Hi, I trained with only L_sim for 5 epochs after the semantic segmentation pretraining. For semantic segmentation, we trained as in PointNet. You can just set other losses to zero with our code.

shuluoshu commented 6 years ago

Thanks for your immediate reply, I will try it. Thanks again! @laughtervv

shuluoshu commented 6 years ago

@laughtervv Hi, it's me again. I did the semantic segmentation pretraining first by setting large batch size and is_training= True and loss = sem_loss only. It converges and then I finetune to train the L_sim only by setting small batchsize and is_training= False as well as loss = sim_loss only. However, the loss is always about 2000 or more, it didn't converge. I wonder if something was wrong. Can you help me ? Thanks!

laughtervv commented 6 years ago

@shuluoshu Can you try smaller margin values?

CrazySnailer commented 6 years ago

@laughtervv , I use your pretrained model for finetune under the dataset area 1-6 except area 5, But after about 34 epoch the loss value always about 746 or more, and the falling trend of the loss value is no longer change. I wonder if something was wrong?

CrazySnailer commented 6 years ago

@laughtervv Hi, did the L_sim loss value converge after trained with only L_sim for 5 epochs after the semantic segmentation pretraining? My L_sim was about 1700 or more after 5 epochs with the margin 80 and 10. The flowlling was my loss trend.

WXinlong commented 6 years ago

@shuluoshu Hi shuluo, I also got loss about 2000 when finetune using only the sim_loss. May I ask how do u fix it? Should I decrease the margin_same and margin_diff, and to what kind of values? Thanks for your help in advance!

LZDSJTU commented 6 years ago

@CrazySnailer @shuluoshu @laughtervv @WXinlong I met the same problem that the simmat_loss was high which was about 2000. How do you solve this problem? Thank you very much.

laughtervv commented 6 years ago

@LZDSJTU What is your grouperr (same pos diff) like?

LZDSJTU commented 6 years ago

@LZDSJTU What is your grouperr (same pos diff) like?

After training 5 epoched(only simmat_loss ), the log is as following: Batch: 4099, loss: 1858.524854, grouperr: 0.114560, same: 0.035040, diff: 0.005788, pos: 0.330818, ptsseg_loss: 6.585737, confi_loss: 0.158072 Batch: 4109, loss: 1351.917566, grouperr: 0.100161, same: 0.025478, diff: 0.003694, pos: 0.275799, ptsseg_loss: 5.242930, confi_loss: 0.167758 Batch: 4119, loss: 1832.236417, grouperr: 0.116818, same: 0.059874, diff: 0.003689, pos: 0.331090, ptsseg_loss: 8.379278, confi_loss: 0.170734 Batch: 4129, loss: 1832.259976, grouperr: 0.138293, same: 0.027860, diff: 0.002976, pos: 0.411333, ptsseg_loss: 7.827518, confi_loss: 0.145797 Batch: 4139, loss: 1527.208466, grouperr: 0.121687, same: 0.021949, diff: 0.003138, pos: 0.324450, ptsseg_loss: 7.452888, confi_loss: 0.162805

lhiceu commented 5 years ago

Hi @shuluoshu, I'm going to start training, but the loss is always about 3000 ~ 2000. I see your comments about pretraining.
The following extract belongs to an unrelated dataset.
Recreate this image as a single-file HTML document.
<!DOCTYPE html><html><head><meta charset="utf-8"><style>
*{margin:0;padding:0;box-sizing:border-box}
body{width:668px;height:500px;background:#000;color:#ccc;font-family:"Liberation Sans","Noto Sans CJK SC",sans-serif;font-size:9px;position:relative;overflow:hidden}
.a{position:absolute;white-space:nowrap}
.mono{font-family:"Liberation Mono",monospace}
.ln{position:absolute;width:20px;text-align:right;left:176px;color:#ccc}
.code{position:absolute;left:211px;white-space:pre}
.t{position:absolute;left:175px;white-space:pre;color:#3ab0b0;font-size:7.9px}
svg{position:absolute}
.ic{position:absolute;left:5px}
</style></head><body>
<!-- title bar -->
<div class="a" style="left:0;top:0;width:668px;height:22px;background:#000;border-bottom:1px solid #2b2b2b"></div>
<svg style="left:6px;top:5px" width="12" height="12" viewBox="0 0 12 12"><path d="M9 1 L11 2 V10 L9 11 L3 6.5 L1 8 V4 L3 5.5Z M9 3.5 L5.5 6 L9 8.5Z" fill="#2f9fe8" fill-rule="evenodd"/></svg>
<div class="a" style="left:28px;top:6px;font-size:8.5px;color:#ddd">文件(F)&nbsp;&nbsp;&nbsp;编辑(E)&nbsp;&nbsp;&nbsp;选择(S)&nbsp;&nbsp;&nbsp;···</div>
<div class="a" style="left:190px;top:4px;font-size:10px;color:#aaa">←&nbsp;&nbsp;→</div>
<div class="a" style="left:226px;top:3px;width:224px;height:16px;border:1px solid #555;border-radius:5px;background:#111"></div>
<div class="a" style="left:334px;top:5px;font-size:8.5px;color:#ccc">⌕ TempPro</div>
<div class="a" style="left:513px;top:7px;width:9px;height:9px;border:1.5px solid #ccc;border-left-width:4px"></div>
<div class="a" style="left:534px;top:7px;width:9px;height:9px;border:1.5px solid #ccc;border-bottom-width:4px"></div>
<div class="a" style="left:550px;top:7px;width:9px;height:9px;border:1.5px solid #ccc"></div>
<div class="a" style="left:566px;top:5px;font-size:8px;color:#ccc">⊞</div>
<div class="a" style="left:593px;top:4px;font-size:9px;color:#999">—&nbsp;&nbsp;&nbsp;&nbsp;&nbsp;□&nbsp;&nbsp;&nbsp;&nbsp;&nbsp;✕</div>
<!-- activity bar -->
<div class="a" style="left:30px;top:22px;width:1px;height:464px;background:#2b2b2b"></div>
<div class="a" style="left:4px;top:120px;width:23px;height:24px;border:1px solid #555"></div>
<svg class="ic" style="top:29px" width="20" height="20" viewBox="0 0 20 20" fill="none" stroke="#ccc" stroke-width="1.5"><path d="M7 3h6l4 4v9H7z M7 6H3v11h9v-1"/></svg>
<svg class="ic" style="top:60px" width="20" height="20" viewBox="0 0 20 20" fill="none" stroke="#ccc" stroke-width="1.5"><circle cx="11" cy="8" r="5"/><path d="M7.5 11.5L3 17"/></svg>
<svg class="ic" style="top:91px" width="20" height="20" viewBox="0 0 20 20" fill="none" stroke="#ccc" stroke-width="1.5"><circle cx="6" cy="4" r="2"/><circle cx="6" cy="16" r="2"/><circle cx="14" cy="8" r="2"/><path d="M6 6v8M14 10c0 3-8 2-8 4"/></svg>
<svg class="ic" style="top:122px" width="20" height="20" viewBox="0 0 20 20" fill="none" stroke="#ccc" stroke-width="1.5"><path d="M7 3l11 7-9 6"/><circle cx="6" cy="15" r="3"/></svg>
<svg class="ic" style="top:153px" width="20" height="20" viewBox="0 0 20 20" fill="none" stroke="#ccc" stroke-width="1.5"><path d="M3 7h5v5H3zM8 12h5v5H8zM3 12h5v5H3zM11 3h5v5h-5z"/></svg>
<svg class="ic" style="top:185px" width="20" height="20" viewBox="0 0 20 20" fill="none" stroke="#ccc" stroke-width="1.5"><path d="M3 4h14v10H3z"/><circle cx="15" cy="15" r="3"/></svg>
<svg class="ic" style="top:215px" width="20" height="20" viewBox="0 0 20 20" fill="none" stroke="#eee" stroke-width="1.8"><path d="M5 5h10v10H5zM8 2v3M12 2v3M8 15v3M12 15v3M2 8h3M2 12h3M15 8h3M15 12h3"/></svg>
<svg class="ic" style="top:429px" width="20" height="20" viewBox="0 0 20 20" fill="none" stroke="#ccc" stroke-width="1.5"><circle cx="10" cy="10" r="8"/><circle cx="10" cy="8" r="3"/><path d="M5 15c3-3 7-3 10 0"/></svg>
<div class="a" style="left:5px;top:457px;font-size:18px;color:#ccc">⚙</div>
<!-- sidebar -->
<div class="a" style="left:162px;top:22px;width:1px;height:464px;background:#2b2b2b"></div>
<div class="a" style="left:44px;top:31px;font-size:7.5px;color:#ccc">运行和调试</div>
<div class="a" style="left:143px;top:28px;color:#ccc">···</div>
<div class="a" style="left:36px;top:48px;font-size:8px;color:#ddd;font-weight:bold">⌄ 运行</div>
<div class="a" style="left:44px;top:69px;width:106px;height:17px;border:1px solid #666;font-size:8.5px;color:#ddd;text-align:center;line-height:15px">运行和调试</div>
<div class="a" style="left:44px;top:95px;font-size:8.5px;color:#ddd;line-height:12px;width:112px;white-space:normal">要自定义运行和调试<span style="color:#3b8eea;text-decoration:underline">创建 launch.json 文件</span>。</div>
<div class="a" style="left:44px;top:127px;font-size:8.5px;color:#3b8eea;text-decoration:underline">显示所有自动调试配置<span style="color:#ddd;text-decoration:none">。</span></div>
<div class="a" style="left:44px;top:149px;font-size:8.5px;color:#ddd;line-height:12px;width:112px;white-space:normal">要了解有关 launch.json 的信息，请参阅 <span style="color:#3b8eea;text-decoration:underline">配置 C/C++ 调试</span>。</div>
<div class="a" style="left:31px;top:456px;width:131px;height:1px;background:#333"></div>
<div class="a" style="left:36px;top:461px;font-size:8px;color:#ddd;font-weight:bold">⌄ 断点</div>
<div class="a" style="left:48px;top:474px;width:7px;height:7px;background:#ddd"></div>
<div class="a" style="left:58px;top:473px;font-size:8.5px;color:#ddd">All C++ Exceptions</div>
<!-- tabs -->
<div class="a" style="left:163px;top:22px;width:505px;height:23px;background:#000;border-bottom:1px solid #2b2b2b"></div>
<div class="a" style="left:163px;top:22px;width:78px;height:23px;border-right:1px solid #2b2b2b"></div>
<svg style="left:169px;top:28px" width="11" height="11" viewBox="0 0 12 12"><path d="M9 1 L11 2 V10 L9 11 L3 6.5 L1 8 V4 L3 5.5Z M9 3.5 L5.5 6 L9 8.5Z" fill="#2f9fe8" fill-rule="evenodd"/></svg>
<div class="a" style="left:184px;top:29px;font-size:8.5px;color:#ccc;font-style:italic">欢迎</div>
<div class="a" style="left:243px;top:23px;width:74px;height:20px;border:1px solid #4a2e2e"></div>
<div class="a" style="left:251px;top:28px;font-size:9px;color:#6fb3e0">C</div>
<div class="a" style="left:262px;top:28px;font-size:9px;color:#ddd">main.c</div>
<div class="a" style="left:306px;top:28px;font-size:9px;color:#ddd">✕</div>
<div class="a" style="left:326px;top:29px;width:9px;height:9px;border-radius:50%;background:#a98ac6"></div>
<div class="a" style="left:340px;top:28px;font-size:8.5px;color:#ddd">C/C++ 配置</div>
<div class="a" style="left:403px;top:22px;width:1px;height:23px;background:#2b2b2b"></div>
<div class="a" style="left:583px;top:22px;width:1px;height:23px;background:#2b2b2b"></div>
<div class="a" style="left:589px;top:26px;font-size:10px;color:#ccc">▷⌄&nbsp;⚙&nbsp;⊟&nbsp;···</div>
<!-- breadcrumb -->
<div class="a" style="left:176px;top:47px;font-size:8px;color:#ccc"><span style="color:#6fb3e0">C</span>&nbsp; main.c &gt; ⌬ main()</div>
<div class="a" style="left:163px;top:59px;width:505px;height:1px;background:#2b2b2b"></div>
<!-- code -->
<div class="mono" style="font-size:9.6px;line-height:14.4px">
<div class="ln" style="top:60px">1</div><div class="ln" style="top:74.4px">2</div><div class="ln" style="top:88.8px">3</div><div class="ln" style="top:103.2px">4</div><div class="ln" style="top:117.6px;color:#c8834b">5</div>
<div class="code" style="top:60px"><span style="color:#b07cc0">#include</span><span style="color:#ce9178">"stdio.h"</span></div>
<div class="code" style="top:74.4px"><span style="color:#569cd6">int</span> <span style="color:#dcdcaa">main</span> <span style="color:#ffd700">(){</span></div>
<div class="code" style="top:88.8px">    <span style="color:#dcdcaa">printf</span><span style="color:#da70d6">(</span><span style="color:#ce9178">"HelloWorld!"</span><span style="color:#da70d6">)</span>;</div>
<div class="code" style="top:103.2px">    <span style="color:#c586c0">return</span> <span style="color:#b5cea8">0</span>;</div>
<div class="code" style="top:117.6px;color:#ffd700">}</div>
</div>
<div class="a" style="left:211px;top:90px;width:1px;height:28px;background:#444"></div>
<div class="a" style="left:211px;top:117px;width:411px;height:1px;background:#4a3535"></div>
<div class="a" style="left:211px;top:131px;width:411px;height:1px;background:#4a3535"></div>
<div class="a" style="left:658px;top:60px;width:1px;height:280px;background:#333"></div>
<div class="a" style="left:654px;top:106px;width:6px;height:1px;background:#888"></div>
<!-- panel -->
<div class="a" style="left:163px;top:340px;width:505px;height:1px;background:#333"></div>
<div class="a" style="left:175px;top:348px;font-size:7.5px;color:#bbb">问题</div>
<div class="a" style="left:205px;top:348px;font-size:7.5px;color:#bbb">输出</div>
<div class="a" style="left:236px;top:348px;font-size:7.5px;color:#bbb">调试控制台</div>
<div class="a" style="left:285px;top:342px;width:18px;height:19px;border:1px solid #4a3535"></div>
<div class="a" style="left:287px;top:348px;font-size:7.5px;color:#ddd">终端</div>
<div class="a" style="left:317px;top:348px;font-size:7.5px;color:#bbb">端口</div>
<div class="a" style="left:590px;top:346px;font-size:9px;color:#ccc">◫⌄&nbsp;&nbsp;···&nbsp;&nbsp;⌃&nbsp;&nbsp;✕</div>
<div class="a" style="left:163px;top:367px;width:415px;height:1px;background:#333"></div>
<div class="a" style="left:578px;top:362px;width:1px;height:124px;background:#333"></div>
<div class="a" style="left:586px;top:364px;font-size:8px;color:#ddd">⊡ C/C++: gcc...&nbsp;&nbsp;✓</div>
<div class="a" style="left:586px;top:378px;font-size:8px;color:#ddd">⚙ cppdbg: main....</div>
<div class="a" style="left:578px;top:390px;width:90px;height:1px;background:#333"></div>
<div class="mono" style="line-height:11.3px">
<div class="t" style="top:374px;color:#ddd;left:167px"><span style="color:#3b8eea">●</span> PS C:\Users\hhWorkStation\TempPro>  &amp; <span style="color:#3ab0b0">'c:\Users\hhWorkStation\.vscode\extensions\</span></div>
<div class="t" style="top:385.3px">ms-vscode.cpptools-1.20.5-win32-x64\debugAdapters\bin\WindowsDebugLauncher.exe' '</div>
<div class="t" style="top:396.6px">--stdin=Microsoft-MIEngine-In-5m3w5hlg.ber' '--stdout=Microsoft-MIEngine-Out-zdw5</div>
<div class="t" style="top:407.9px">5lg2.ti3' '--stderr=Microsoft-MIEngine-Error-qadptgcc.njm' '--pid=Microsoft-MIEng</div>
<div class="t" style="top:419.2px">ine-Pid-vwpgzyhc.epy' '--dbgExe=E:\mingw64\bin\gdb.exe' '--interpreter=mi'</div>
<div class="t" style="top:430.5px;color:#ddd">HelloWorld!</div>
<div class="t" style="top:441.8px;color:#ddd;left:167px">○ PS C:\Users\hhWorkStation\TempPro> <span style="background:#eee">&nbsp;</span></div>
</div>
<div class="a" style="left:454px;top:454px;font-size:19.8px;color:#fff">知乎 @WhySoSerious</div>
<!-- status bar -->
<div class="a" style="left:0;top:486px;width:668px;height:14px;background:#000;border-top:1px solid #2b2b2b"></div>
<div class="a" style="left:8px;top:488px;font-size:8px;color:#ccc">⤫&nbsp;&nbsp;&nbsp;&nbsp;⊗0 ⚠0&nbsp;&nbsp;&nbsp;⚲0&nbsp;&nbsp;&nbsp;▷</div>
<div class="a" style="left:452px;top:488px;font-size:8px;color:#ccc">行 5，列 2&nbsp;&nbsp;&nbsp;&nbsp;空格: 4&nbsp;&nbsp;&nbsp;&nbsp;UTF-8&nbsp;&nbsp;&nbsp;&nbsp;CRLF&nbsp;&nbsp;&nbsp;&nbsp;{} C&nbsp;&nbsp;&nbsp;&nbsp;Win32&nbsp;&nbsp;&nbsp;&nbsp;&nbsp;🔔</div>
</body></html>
I don't know how to do it. Where can I set the loss loss = sim_lossorloss = sem_loss? Should the pretraining start from the trained models peovided by the author?

lhiceu commented 5 years ago

Hi @laughtervv
I saw your comments, you did semantic segmentation pretraining with large batchsize? So, I should set batchsize=?